Step into a class section of PHYS 1602: Fundamentals of Physics II, and you’ll find a scene that’s far from the large introductory lectures common to the sciences on most college campuses.
To begin with, the class of 30 students sits at several triangular stations, each with nine chairs centered around a workspace. On this day, the stations are covered with wires and electrical boxes that the students are using to demonstrate electromagnetic induction. At the start of the class, the instructors provide a short lecture, before the students set off on their own problem-solving tutorials. The instructors move from group to group, stopping to answer questions and check on the groups’ progress, as students shuttle back and forth to the white boards that line the walls.
It’s a scene that’s about to become common in UConn physics courses, thanks to renovations to the Edward V. Gant Science Complex, according to Barrett Wells, professor and head of the Department of Physics.
“We’re rebuilding our classes from the ground up,” he says. “It’s the basis for what we’re going to spread across most of our introductory courses.”
The curricular redesign, says Wells, will replace the typical large-lecture format with smaller classes, utilizing five new studio-style physics learning laboratories to be added to the Gant Science Complex this year. These changes will promote active learning, collaborative problem solving, and faculty-student interaction, he says.
“This is a trend we’re seeing in our discipline,” Wells says. “Restricting class size to promote students actively participating during class has been documented to help them achieve and learn more across the board.”
Lecture Meets Lab
Traditional science courses, including those in physics, typically consist of three weekly lectures that hold 100 to 200 students, with once-per-week lab sections where students practice the concepts they learn in the lecture.
But this setup poses challenges for professors and teaching assistants to cover the material at the same rate, often causing lecture and lab sections to fall out of synchrony, says Diego Valente, assistant professor-in-residence of physics and instructor for Fundamentals of Physics II.
In addition, many physics concepts are difficult to teach within the logistical setup of a lecture, and the instructors may have a difficult time knowing whether students comprehend the material, Valente says.
To combat these issues, the physics department piloted redesigned versions of Fundamentals of Physics I and II, the introductory sequence for physics majors, in the spring and fall of 2018, respectively.
The new courses, which use the physics learning laboratories, merge the lecture and lab sections into three 2-hour class periods per week that hold up to 54 students. Classes are led by the same professor and graduate students.
“The studio classrooms allow instructors to interact with students more frequently and discuss concepts with them in depth,” says Valente. “Previously, hands-on group work was limited to lab courses. Now, every single day in class there’s some kind of group activity where students solve problems.”
Lukasz Kuna ’14 (CLAS), ’17 MS, a physics Ph.D. student and teaching assistant for Fundamentals of Physics II, agrees.

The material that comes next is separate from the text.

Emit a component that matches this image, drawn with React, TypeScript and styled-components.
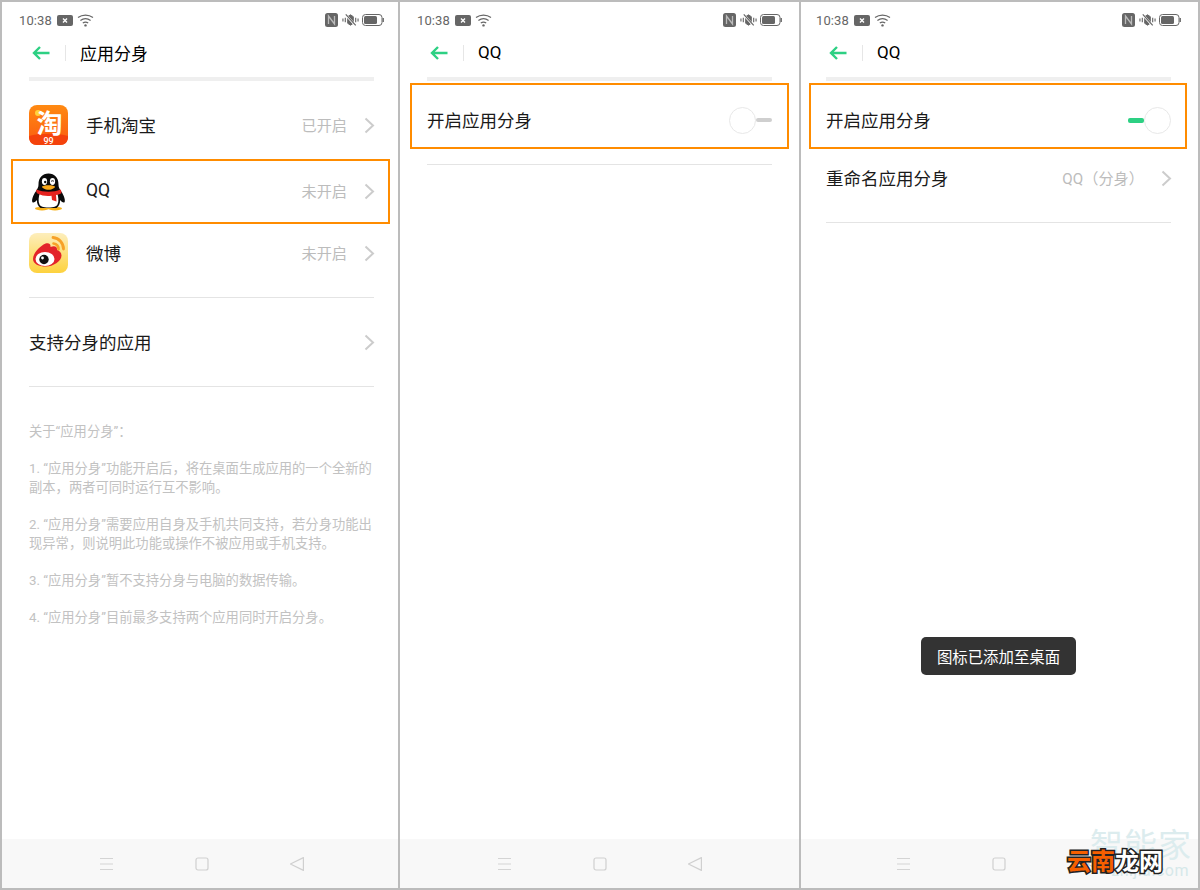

“We can present a topic that’s somewhat difficult to understand, and then attack it from all angles,” he says. “It certainly should be the way physics is taught, because it prepares you for more difficult problem solving.”
A Learning Community
The studio learning model also increases the amount of time students spend working collaboratively, says Valente.
Ian Segal-Gould ’21 (CLAS), a physics and mathematics major enrolled in Fundamentals of Physics II, says the class fosters the collaborative problem-solving that is expected of professional physicists.
“In lecture-based courses, people look at the professor,” he says. “They’re not talking to each other, they’re not solving the problem – they’re looking at somebody else solve the problem. In the real world, physicists work together, so I think the interactive component to this course is on the right track.”
Fellow physics major Megan Sturm ’21 (CLAS) says that working in small groups helps the class build camaraderie and exposes her to new ideas.
“I know at least half of the class, and it’s way easier to learn that way,” she says. “Someone else will ask a question or say something during the lab that I wouldn’t have even thought about.”
“He’s way more approachable, so when I’m having trouble with things, I don’t have a problem going to office hours,” she says.
Kuna, who has taught for three years in the Department, says the faculty-student interaction helps him better gauge how students are learning the material so he can adjust his approach if need be.
“Traditionally, if you’re teaching in a large lecture, you somewhat lose the students when they go to lab,” he says. “Here, you get to see where your class stands.”
New Opportunities
With a target completion date for phase one renovations set for fall of 2019, the department is gearing up to expand the redesign to other courses, including Physics for Engineers and Physics with Calculus, a general education sequence taken by many pre-med students.
“This is important because we offer courses to majors across the University,” says Wells, “and we’re teaching more students each year.”
“Our goal is to develop not just comprehension of physical concepts, but also transferable skills – things like communication through group work and computer programming, which students can use in their professional lives,” adds Valente.
He says these investments in teaching and infrastructure give UConn an advantage in addressing instructional issues common at institutions across the United States.
“This is a really large-scale venture we are doing, something a lot of comparable institutions aren’t able to do,” Valente says. “It shows that UConn is making a big commitment to physics education.”